»»
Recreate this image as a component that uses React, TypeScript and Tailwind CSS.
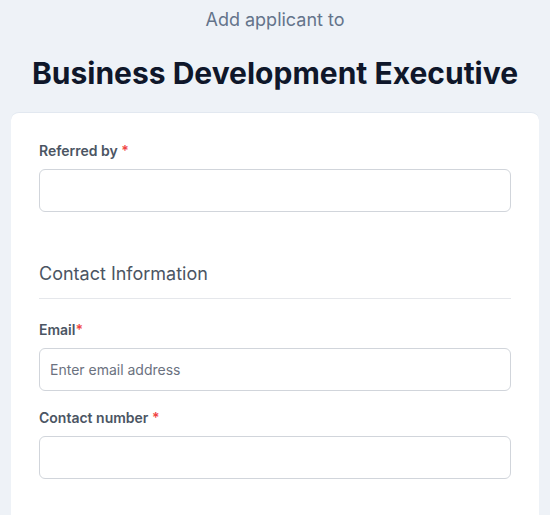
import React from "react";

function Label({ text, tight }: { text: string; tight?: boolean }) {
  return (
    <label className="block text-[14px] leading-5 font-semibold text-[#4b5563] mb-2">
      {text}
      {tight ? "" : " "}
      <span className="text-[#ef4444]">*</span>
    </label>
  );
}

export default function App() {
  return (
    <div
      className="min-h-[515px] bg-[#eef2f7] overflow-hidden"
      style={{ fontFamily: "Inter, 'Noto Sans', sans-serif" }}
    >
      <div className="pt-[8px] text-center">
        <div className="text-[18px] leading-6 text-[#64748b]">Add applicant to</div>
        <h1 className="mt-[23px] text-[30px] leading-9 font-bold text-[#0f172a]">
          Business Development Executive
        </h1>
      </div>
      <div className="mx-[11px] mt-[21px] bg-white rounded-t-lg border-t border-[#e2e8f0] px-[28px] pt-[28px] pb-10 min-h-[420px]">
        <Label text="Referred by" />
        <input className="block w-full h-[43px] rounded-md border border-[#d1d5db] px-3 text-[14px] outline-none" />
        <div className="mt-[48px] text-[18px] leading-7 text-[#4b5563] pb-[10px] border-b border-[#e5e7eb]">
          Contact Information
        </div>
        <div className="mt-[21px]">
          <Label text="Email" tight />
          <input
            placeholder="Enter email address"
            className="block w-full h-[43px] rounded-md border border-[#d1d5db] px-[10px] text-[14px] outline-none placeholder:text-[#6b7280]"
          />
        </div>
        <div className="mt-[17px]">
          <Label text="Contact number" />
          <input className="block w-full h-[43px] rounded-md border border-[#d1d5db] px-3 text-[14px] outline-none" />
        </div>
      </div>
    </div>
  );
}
««
* GIVEN EXERCISE *
Quote the data above in full and without alteration; skip the pictures.

* WRITTEN SOLUTION *
Recreate this image as a component that uses React, TypeScript and Tailwind CSS.
import React from "react";

function Label({ text, tight }: { text: string; tight?: boolean }) {
  return (
    <label className="block text-[14px] leading-5 font-semibold text-[#4b5563] mb-2">
      {text}
      {tight ? "" : " "}
      <span className="text-[#ef4444]">*</span>
    </label>
  );
}

export default function App() {
  return (
    <div
      className="min-h-[515px] bg-[#eef2f7] overflow-hidden"
      style={{ fontFamily: "Inter, 'Noto Sans', sans-serif" }}
    >
      <div className="pt-[8px] text-center">
        <div className="text-[18px] leading-6 text-[#64748b]">Add applicant to</div>
        <h1 className="mt-[23px] text-[30px] leading-9 font-bold text-[#0f172a]">
          Business Development Executive
        </h1>
      </div>
      <div className="mx-[11px] mt-[21px] bg-white rounded-t-lg border-t border-[#e2e8f0] px-[28px] pt-[28px] pb-10 min-h-[420px]">
        <Label text="Referred by" />
        <input className="block w-full h-[43px] rounded-md border border-[#d1d5db] px-3 text-[14px] outline-none" />
        <div className="mt-[48px] text-[18px] leading-7 text-[#4b5563] pb-[10px] border-b border-[#e5e7eb]">
          Contact Information
        </div>
        <div className="mt-[21px]">
          <Label text="Email" tight />
          <input
            placeholder="Enter email address"
            className="block w-full h-[43px] rounded-md border border-[#d1d5db] px-[10px] text-[14px] outline-none placeholder:text-[#6b7280]"
          />
        </div>
        <div className="mt-[17px]">
          <Label text="Contact number" />
          <input className="block w-full h-[43px] rounded-md border border-[#d1d5db] px-3 text-[14px] outline-none" />
        </div>
      </div>
    </div>
  );
}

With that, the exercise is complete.